Catalog & sitemaps

How Lumio discovers and imports products from a sitemap.

Lumio imports a product catalog by scanning the website’s sitemap — the same data path AI shopping agents take. The result is an accurate picture of what AI agents actually see.

How catalog import works

When a store URL is entered, Lumio runs four phases:

1. Sitemap discovery

Lumio fetches sitemap.xml, parses it, and recursively follows any child sitemaps (common on large stores). All URLs in the sitemap tree end up in a working list.

2. Product page identification

Not every URL in a sitemap is a product page. Lumio classifies in two passes:

  • Pattern match — URLs with obvious product paths (/products/, /product/, /p/, /item/, /dp/) are kept; URLs with obvious non-product paths (/collections/, /blog/, /policies/, /cart, /account, etc.) are dropped.
  • AI classification — Anything ambiguous is sent to a fast model that decides product vs. not based on URL structure and naming.

3. JSON-LD extraction

For each identified product page, Lumio fetches the page and extracts JSON-LD structured data — the <script type="application/ld+json"> blocks that contain machine-readable product information. Pages are fetched concurrently (5 at a time) to keep imports fast.
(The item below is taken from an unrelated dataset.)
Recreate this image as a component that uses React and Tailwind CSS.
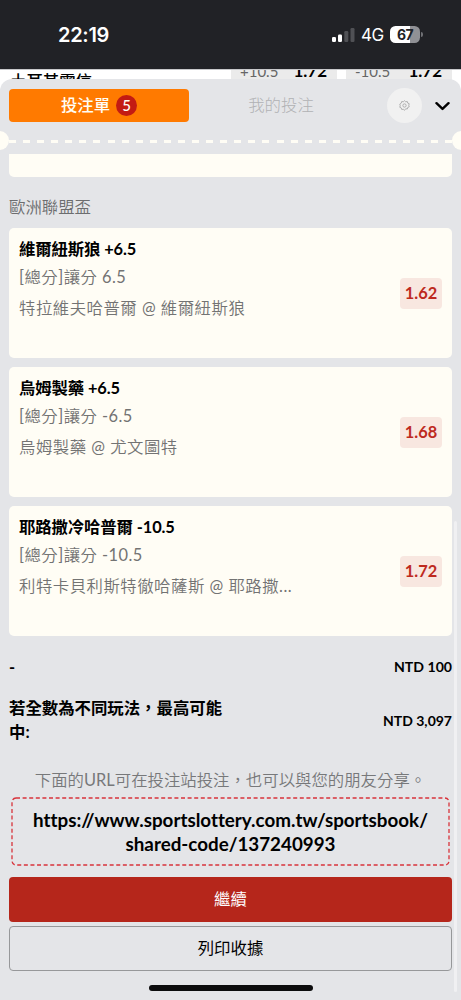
import React from "react";

const bets = [
  {
    id: 1,
    pick: "維爾紐斯狼 +6.5",
    market: "[總分]讓分 6.5",
    match: "特拉維夫哈普爾 @ 維爾紐斯狼",
    odds: "1.62",
  },
  {
    id: 2,
    pick: "烏姆製藥 +6.5",
    market: "[總分]讓分 -6.5",
    match: "烏姆製藥 @ 尤文圖特",
    odds: "1.68",
  },
  {
    id: 3,
    pick: "耶路撒冷哈普爾 -10.5",
    market: "[總分]讓分 -10.5",
    match: "利特卡貝利斯特徹哈薩斯 @ 耶路撒...",
    odds: "1.72",
  },
];

// Demi-light Chinese, with the Latin runs kept at regular weight
const SoftText = ({ children }) => (
  <span className="font-[350]">
    {children.split(/([\x20-\x7e]+)/).map((part, i) =>
      i % 2 ? (
        <span key={i} className="font-normal">
          {part}
        </span>
      ) : (
        part
      )
    )}
  </span>
);

const StatusBar = () => (
  <div className="relative z-20 h-[69px] shrink-0 bg-[#212226] text-white font-['Inter','Noto_Sans_CJK_TC',sans-serif]">
    <div className="flex h-[69px] items-center pl-[58px] pr-[38px]">
      <span className="text-[20px] font-semibold leading-6 tracking-[-0.3px]">22:19</span>
      <div className="ml-auto flex items-center">
        <svg width="24" height="16" viewBox="0 0 24 16">
          <rect x="0" y="10" width="4" height="5" rx="1.2" fill="#fff" />
          <rect x="6" y="7.5" width="4" height="7.5" rx="1.2" fill="#fff" />
          <rect x="12.3" y="4" width="4" height="11" rx="1.2" fill="#505155" />
          <rect x="18.5" y="1" width="4" height="14" rx="1.2" fill="#505155" />
        </svg>
        <span className="ml-[5px] w-[24px] text-[17px] leading-5 tracking-[-0.6px]">4G</span>
        <div className="ml-[5px] flex h-[17px] w-[30px] items-center justify-center rounded-[5.5px] bg-[linear-gradient(90deg,#fff_67%,#909195_67%)]">
          <span className="text-[14px] font-bold leading-none tracking-[-0.6px] text-[#212226]">67</span>
        </div>
        <div className="ml-[1px] h-[5px] w-[2px] rounded-r-full bg-[#707175]" />
      </div>
    </div>
  </div>
);

const OddsCell = ({ spread, odds }) => (
  <div className="flex w-[106px] items-start justify-between bg-[#ebebeb] pl-[9px] pr-[10px] leading-5">
    <span className="-mt-[9px] text-[15px] text-[#666]">{spread}</span>
    <span className="-mt-[9px] text-[17px] font-bold text-black">{odds}</span>
  </div>
);

const PageBehind = () => (
  <div className="flex h-[24px] shrink-0 overflow-hidden border-t border-[#c8c9cb] bg-white">
    <span className="ml-[10px] mt-[1px] text-[16.4px] font-medium leading-5 text-black">土耳其電信</span>
    <div className="ml-auto mr-[9px] flex gap-[9px]">
      <OddsCell spread="+10.5" odds="1.72" />
      <OddsCell spread="-10.5" odds="1.72" />
    </div>
  </div>
);

const Tabs = () => (
  <div className="flex h-[33px] items-center">
    <button className="ml-[9px] flex h-[33px] w-[180px] items-center justify-center rounded-[4px] bg-[#ff7a00] text-[16.4px] font-medium text-[#fffdf5]">
      投注單
      <span className="ml-[6px] flex h-[21px] w-[21px] items-center justify-center rounded-full bg-[#c31b13] text-[15px]">
        5
      </span>
    </button>
    <button className="w-[184px] text-center text-[16.4px] font-light text-[#b1b2b4]">我的投注</button>
    <button className="ml-[14px] flex h-[35px] w-[35px] items-center justify-center rounded-full bg-[#f1f1f1]">
      <svg width="11" height="11" viewBox="0 0 24 24" fill="none" stroke="#aaa" strokeWidth="2">
        <path d="M12 1.5l2.6 2.4 3.5-.6.9 3.4 3.3 1.4-1 3.4 1 3.4-3.3 1.4-.9 3.4-3.5-.6L12 22.500l-2.6-2.400-3.500.6-.9-3.400-3.300-1.400 1-3.400-1-3.400L5 6.700l.9-3.400 3.500.6z" />
        <circle cx="12" cy="12" r="3.600" />
      </svg>
    </button>
    <button className="ml-[13px]">
      <svg width="15" height="10" viewBox="0 0 15 10" fill="none" stroke="#000" strokeWidth="2.400" strokeLinecap="round" strokeLinejoin="round">
        <path d="M1.500 2.200L7.500 7.900L13.500 2.200" />
      </svg>
    </button>
  </div>
);

const Perforation = () => (
  <div className="mt-[9px] flex h-[19px] items-center overflow-hidden">
    <div className="-ml-[10px] h-[19px] w-[19px] shrink-0 rounded-full bg-[#fffdf5]" />
    <div className="mt-[2px] h-[3px] flex-1 bg-[repeating-linear-gradient(90deg,#fffdf5_0,#fffdf5_7px,transparent_7px,transparent_14.08px)]" />
    <div className="-mr-[10px] h-[19px] w-[19px] shrink-0 rounded-full bg-[#fffdf5]" />
  </div>
);

const BetCard = ({ bet }) => (
  <div className="flex h-[129.500px] items-center rounded-[5px] bg-[#fffdf5] px-[10px]">
    <div className="flex h-full flex-1 flex-col pt-[9px]">
      <h3 className="h-[24px] text-[16.4px] font-bold leading-[24px] tracking-[-0.12px] text-black">{bet.pick}</h3>
      <p className="mt-[3px] h-[26px] text-[16.4px] leading-[26px] tracking-[0.45px] text-[#737373]">
        <SoftText>{bet.market}</SoftText>
      </p>
      <p className="mt-[5px] h-[26px] whitespace-nowrap text-[16.4px] leading-[26px] tracking-[0.5px] text-[#737373]">
        <SoftText>{bet.match}</SoftText>
      </p>
    </div>
    <span className="mt-[1px] flex h-[31px] w-[42px] items-center justify-center rounded-[4px] bg-[#f8e7e0] text-[16.4px] font-bold text-[#be2a1e]">
      {bet.odds}
    </span>
  </div>
);

const App = () => {
  return (
    <div
      lang="zh-TW"
      className="relative flex h-[1000px] w-[461px] flex-col overflow-hidden bg-white font-['Lato','Noto_Sans_CJK_TC',sans-serif]"
    >
      <StatusBar />
      <PageBehind />

      <div className="relative z-10 -mt-[14px] flex flex-1 flex-col rounded-t-[12px] bg-[#e4e5e8] pt-[10px]">
        <Tabs />
        <Perforation />

        <div className="mt-[4px] px-[9px]">
          <div className="h-[22.500px] rounded-b-[5px] bg-[#fffdf5]" />
          <h2 className="mt-[18.500px] h-[24px] text-[16.4px] leading-[24px] text-[#6c6d6f]">
            <SoftText>歐洲聯盟盃</SoftText>
          </h2>

          <div className="mt-[9px] flex flex-col gap-[9.500px]">
            {bets.map((bet) => (
              <BetCard key={bet.id} bet={bet} />
            ))}
          </div>

          <div className="mt-[20.500px] flex h-[22px] items-center justify-between font-bold text-black">
            <span className="text-[16.4px]">-</span>
            <span className="text-[14.1px]">NTD 100</span>
          </div>

          <div className="mt-[18px] flex items-center justify-between font-bold text-black">
            <span className="w-[220px] text-[16.4px] leading-[24px]">若全數為不同玩法，最高可能中:</span>
            <span className="mt-[1px] text-[14px]">NTD 3,097</span>
          </div>

          <p className="mt-[24px] h-[24px] text-center text-[16.4px] leading-[24px] text-[#77787a]">
            <SoftText>下面的URL可在投注站投注，也可以與您的朋友分享。</SoftText>
          </p>

          <div className="relative mx-[2px] mt-[5px] h-[69px] pt-[11px] text-center text-[18.8px] font-bold leading-[24px] text-black [font-variant-ligatures:none]">
            <svg className="absolute inset-0" width="439" height="69" viewBox="0 0 439 69" fill="none">
              <rect x="1" y="1" width="437" height="67" rx="4" stroke="#d8333b" strokeWidth="1.300" strokeDasharray="4 2.600" />
            </svg>
            https://www.sportslottery.com.tw/sportsbook/
            <br />
            shared-code/137240993
          </div>

          <button className="mt-[11px] flex h-[45px] w-full items-center justify-center rounded-[4px] bg-[#b5261b] text-[16.4px] text-white">
            繼續
          </button>
          <button className="mt-[4px] flex h-[45px] w-full items-center justify-center rounded-[4px] border border-[#97989a] text-[16.4px] text-black">
            列印收據
          </button>
        </div>

        <div className="mx-auto mt-[14px] h-[6px] w-[164px] rounded-full bg-[#0c0c0d]" />
        <div className="absolute right-[4px] top-[442px] h-[471px] w-[3px] rounded-full bg-[#f0f0f2]" />
      </div>
    </div>
  );
};

export default App;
The complete JSON-LD payload is stored alongside normalized fields (title, description, brand, price, images) for scoring and display.

4. Catalog creation

Each discovered product becomes a row in the workspace’s active catalog with:

  • Title and description
  • Brand and pricing
  • Raw JSON-LD payload (drives Schema Health later)
  • Source URL

The previous active catalog is archived (not deleted) before the new one becomes active. Failed imports restore the archived catalog automatically.

What if a site doesn’t have a sitemap?

Most ecommerce platforms generate sitemaps automatically. Visit <store>.com/sitemap.xml to check. Shopify generates one at /sitemap.xml by default.

For sites without one, the simplest path is to use whatever sitemap generator the platform offers, or generate one manually before scanning.

What if products don’t have JSON-LD?

Lumio still imports basic product information from sitemap URLs, but scoring and enrichment work best with structured data. Most modern Shopify themes include Product schema by default — Schema Health will flag exactly what’s missing on each product so the gaps are explicit.

Shopify sync

If a Shopify store is connected, syncing from the Shopify Admin API is faster and more complete than sitemap scanning. Variants, pricing, images, and metadata all come through. Open Catalog, choose the Shopify tab, and click Sync from Shopify. See Shopify Integration for setup.

Rescanning

Catalogs aren’t static. When products change, the catalog can be re-imported:

  • Full re-import — Re-fetches the sitemap (or re-syncs Shopify) and refreshes all products. The previous catalog is archived.
  • Rescore — After re-importing, run scoring again to see how the changes moved AI readiness.

Archived catalogs preserve their scores and enrichments for historical comparison.

Background jobs and active-job guard

Sitemap scans and Shopify syncs both run as background jobs. Only one job runs per workspace at a time — starting a second one while a scan, score, or enrichment is in flight returns a clear “a job is already running” message. Stuck scan jobs (in progress for more than 30 minutes) are auto-detected and marked failed on the next poll.